The optimal number of clusters can be defined as follow:
1. Compute clustering algorithm (e.g., k-means clustering) for different values of k. For instance, by varying k from 1 to 10 clusters.
2. For each k, calculate the total within-cluster sum of square (wss).
3. Plot the curve of wss according to the number of clusters k.
4. The location of a bend (knee) in the plot is generally considered as an indicator of the appropriate number of clusters.
the elbow method is sometimes ambiguous. An alternative is the average silhouette method.
Average silhouette method:
it measures the quality of a clustering. That is, it determines how well each object lies within its cluster.

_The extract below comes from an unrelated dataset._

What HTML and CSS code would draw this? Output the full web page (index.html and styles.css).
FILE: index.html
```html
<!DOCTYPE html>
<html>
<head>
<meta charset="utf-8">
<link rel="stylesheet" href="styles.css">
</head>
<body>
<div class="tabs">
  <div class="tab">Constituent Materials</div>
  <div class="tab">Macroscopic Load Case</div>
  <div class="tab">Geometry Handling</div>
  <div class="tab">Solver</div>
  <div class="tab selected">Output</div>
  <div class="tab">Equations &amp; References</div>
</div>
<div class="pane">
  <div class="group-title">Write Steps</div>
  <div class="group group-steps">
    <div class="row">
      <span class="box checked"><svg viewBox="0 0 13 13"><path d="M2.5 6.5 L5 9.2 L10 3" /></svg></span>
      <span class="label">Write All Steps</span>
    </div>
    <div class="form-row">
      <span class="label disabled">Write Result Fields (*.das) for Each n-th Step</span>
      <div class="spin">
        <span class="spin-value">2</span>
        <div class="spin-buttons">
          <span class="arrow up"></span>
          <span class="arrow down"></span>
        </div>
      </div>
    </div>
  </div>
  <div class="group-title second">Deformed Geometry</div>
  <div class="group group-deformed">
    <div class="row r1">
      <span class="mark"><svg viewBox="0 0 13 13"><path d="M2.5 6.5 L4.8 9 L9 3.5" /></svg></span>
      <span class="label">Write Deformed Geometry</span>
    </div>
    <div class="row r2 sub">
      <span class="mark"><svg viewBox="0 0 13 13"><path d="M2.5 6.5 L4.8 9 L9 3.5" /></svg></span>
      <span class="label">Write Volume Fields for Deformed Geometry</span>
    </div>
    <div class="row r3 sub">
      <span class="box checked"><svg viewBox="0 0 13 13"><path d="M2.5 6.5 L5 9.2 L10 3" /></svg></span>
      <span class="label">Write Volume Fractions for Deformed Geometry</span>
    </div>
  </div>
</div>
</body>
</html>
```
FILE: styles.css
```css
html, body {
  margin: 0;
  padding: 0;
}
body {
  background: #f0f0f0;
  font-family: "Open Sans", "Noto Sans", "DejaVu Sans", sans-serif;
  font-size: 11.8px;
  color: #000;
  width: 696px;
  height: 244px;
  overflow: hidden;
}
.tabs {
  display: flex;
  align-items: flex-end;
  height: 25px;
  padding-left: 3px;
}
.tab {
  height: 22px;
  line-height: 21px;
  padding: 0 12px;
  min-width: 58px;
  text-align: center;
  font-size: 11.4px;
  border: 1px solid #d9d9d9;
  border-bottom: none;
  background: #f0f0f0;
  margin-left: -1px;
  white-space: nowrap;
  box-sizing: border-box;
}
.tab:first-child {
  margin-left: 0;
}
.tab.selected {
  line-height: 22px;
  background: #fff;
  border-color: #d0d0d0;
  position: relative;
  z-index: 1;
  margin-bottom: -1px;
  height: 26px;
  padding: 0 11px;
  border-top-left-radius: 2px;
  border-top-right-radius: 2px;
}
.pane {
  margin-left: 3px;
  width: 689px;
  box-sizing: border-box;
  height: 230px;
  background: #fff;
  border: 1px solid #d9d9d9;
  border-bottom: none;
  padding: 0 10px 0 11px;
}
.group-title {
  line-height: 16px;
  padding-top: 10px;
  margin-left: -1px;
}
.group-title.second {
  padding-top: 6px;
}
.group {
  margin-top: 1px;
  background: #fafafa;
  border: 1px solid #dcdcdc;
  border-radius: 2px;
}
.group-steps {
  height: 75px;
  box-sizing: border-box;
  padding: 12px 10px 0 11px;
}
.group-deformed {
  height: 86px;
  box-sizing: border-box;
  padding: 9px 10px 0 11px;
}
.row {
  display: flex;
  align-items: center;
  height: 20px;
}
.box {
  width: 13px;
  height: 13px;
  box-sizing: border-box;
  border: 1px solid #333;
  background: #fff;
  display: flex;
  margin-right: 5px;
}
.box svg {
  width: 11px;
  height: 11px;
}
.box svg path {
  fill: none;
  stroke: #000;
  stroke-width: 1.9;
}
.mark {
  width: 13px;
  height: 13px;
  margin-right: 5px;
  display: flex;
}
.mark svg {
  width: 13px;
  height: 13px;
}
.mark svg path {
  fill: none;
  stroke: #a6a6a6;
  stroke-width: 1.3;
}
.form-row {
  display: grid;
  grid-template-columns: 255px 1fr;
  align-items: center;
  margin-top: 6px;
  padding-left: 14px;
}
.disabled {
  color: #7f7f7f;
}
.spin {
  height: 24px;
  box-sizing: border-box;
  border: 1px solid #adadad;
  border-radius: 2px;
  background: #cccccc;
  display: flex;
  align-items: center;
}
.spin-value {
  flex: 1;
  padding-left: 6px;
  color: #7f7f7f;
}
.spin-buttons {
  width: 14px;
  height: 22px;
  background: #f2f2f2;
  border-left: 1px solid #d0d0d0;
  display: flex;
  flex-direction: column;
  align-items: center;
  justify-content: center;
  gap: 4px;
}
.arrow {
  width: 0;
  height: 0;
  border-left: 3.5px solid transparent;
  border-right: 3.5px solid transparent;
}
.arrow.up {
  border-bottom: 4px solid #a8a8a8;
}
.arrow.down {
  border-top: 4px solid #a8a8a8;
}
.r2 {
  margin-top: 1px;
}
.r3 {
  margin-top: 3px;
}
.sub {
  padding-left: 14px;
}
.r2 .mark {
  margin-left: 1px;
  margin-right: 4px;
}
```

A high average silhouette width indicates a good clustering.
Average silhouette method computes the average silhouette of observations for different values of k. The optimal number of clusters k is the one that maximize the average silhouette over a range of possible values for k.
The algorithm is similar to the elbow method and can be computed as follow:
1. Compute clustering algorithm (e.g., k-means clustering) for different values of k. For instance, by varying k from 1 to 10 clusters.

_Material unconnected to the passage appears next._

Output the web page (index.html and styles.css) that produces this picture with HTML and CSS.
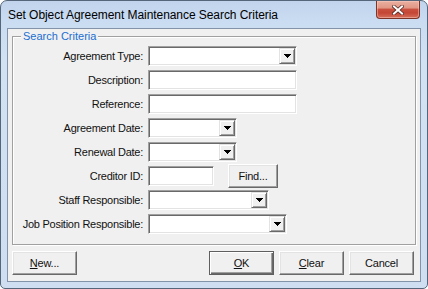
FILE: index.html
```html
<!DOCTYPE html>
<html>
<head>
<meta charset="utf-8">
<link rel="stylesheet" href="styles.css">
</head>
<body>
<div class="window">
  <div class="titlebar">
    <span class="title">Set Object Agreement Maintenance Search Criteria</span>
    <div class="close">
      <svg width="12" height="10" viewBox="0 0 12 10">
        <path d="M2 1.5 L10 8.5 M10 1.5 L2 8.5" stroke="#5a2a24" stroke-width="3.6" stroke-linecap="square"/>
        <path d="M2 1.5 L10 8.5 M10 1.5 L2 8.5" stroke="#ffffff" stroke-width="2" stroke-linecap="square"/>
      </svg>
    </div>
  </div>
  <div class="client">
    <fieldset class="group">
      <legend>Search Criteria</legend>
      <div class="form">
        <label>Agreement Type:</label>
        <div class="field combo w149"><span class="drop"><svg width="7" height="4" viewBox="0 0 7 4" shape-rendering="crispEdges"><rect x="0" y="0" width="7" height="1"/><rect x="1" y="1" width="5" height="1"/><rect x="2" y="2" width="3" height="1"/><rect x="3" y="3" width="1" height="1"/></svg></span></div>

        <label>Description:</label>
        <div class="field w149"></div>

        <label>Reference:</label>
        <div class="field w149"></div>

        <label>Agreement Date:</label>
        <div class="field combo w89"><span class="drop"><svg width="7" height="4" viewBox="0 0 7 4" shape-rendering="crispEdges"><rect x="0" y="0" width="7" height="1"/><rect x="1" y="1" width="5" height="1"/><rect x="2" y="2" width="3" height="1"/><rect x="3" y="3" width="1" height="1"/></svg></span></div>

        <label>Renewal Date:</label>
        <div class="field combo w89"><span class="drop"><svg width="7" height="4" viewBox="0 0 7 4" shape-rendering="crispEdges"><rect x="0" y="0" width="7" height="1"/><rect x="1" y="1" width="5" height="1"/><rect x="2" y="2" width="3" height="1"/><rect x="3" y="3" width="1" height="1"/></svg></span></div>

        <label>Creditor ID:</label>
        <div class="inline">
          <div class="field w66"></div>
          <button class="btn find">Find...</button>
        </div>

        <label>Staff Responsible:</label>
        <div class="field combo w121"><span class="drop"><svg width="7" height="4" viewBox="0 0 7 4" shape-rendering="crispEdges"><rect x="0" y="0" width="7" height="1"/><rect x="1" y="1" width="5" height="1"/><rect x="2" y="2" width="3" height="1"/><rect x="3" y="3" width="1" height="1"/></svg></span></div>

        <label>Job Position Responsible:</label>
        <div class="field combo w139"><span class="drop"><svg width="7" height="4" viewBox="0 0 7 4" shape-rendering="crispEdges"><rect x="0" y="0" width="7" height="1"/><rect x="1" y="1" width="5" height="1"/><rect x="2" y="2" width="3" height="1"/><rect x="3" y="3" width="1" height="1"/></svg></span></div>
      </div>
    </fieldset>
    <div class="actions">
      <button class="btn"><u>N</u>ew...</button>
      <span class="spacer"></span>
      <button class="btn default"><u>O</u>K</button>
      <button class="btn"><u>C</u>lear</button>
      <button class="btn">Cancel</button>
    </div>
  </div>
</div>
</body>
</html>
```

FILE: styles.css
```css
html, body {
  margin: 0;
  padding: 0;
  background: #ffffff;
}

body {
  font-family: "Liberation Sans", Arial, sans-serif;
  font-size: 11px;
  color: #000;
}

.window {
  width: 428px;
  height: 289px;
  box-sizing: border-box;
  border: 1px solid #55667a;
  border-radius: 7px 7px 5px 5px;
  background: linear-gradient(#c1d4ec 0px, #cadcf1 20px, #d2e2f3 60px, #cfdff1 289px);
  padding: 0 6px 6px;
  display: flex;
  flex-direction: column;
}

.titlebar {
  height: 27px;
  display: flex;
  align-items: flex-start;
}

.title {
  font-size: 12px;
  line-height: 14px;
  margin-top: 7px;
  margin-left: 1px;
  letter-spacing: -0.06px;
  color: #000;
  white-space: nowrap;
}

.close {
  margin-left: auto;
  margin-right: 1px;
  width: 44px;
  height: 18px;
  box-sizing: border-box;
  border: 1px solid #7d3328;
  border-top: none;
  border-radius: 0 0 4px 4px;
  background: linear-gradient(#e9b0a2 0%, #e29785 40%, #c94f3e 50%, #c44634 70%, #d5705c 100%);
  box-shadow: inset 0 0 0 1px rgba(255, 210, 200, 0.45);
  display: flex;
  align-items: center;
  justify-content: center;
}

.close svg {
  display: block;
}

.client {
  flex: 1;
  border: 1px solid #8394aa;
  background: #f0f0f0;
  display: flex;
  flex-direction: column;
}

.group {
  margin: 1px 4px 0;
  padding: 3px 0 10px 0;
  border: 1px solid #a0a0a0;
  box-shadow: inset 1px 1px 0 #fff, 1px 1px 0 #fff;
  min-width: 0;
}

.group legend {
  margin-left: 8px;
  padding: 0 2px;
  font-size: 11px;
  line-height: 13px;
  color: #1a6ed0;
  background: #f0f0f0;
}

.form {
  display: grid;
  grid-template-columns: 130px auto;
  grid-auto-rows: 20px;
  column-gap: 5px;
  row-gap: 4px;
  align-items: center;
  justify-items: start;
}

.form label {
  justify-self: end;
  white-space: nowrap;
  line-height: 13px;
  letter-spacing: -0.25px;
  color: #111;
}

.field {
  box-sizing: border-box;
  height: 20px;
  border: 1px solid;
  border-color: #a0a0a0 #ffffff #ffffff #a0a0a0;
  box-shadow: inset 1px 1px 0 #696969, inset -1px -1px 0 #e3e3e3;
  background: #ffffff;
}

.combo {
  padding: 1px;
  display: flex;
  justify-content: flex-end;
}

.drop {
  width: 16px;
  height: 16px;
  box-sizing: border-box;
  border: 1px solid;
  border-color: #e3e3e3 #696969 #696969 #e3e3e3;
  box-shadow: inset 1px 1px 0 #ffffff, inset -1px -1px 0 #a0a0a0;
  background: #f0f0f0;
  display: flex;
  align-items: center;
  justify-content: center;
}

.drop svg {
  display: block;
  fill: #000;
}

.w149 { width: 149px; }
.w89 { width: 89px; }
.w66 { width: 66px; }
.w121 { width: 121px; }
.w139 { width: 139px; }

.inline {
  display: flex;
  align-items: center;
  gap: 14px;
}

.btn {
  box-sizing: border-box;
  width: 65px;
  height: 24px;
  margin: 0;
  padding: 0;
  border: 1px solid;
  border-color: #ffffff #696969 #696969 #ffffff;
  box-shadow: inset -1px -1px 0 #a0a0a0, inset 1px 1px 0 #e3e3e3;
  background: #f0f0f0;
  font-family: "Liberation Sans", Arial, sans-serif;
  font-size: 11px;
  letter-spacing: -0.2px;
  color: #111;
  line-height: 13px;
}

.btn u {
  text-decoration-thickness: 1px;
  text-underline-offset: 1px;
}

.btn.find {
  width: 50px;
  margin: -2px 0;
}

.btn.default {
  border-color: #5f5f5f;
  box-shadow: inset 1px 1px 0 #ffffff, inset -1px -1px 0 #696969, inset -2px -2px 0 #a0a0a0;
}

.actions {
  margin-top: 6px;
  padding: 0 6px 0 4px;
  display: flex;
  gap: 5px;
}

.spacer {
  flex: 1;
}
```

2. For each k, calculate the average silhouette of observations (avg.sil).
3. Plot the curve of avg.sil according to the number of clusters k.
4. The location of the maximum is considered as the appropriate number of clusters.
Gap statistic method:
The gap statistic compares the total within intra-cluster variation for different values of k with their expected values under null reference distribution of the data. The estimate of the optimal clusters will be value that maximize the gap statistic (i.e, that yields the largest gap statistic). This means that the clustering structure is far away from the random uniform distribution of points.
I am aware of elbow method : We can plot the within-cluster variation as per different values of ‘k’. Since clusters should be homogenous, the variation should be minimized. It is seen happening at the elbow of the curve.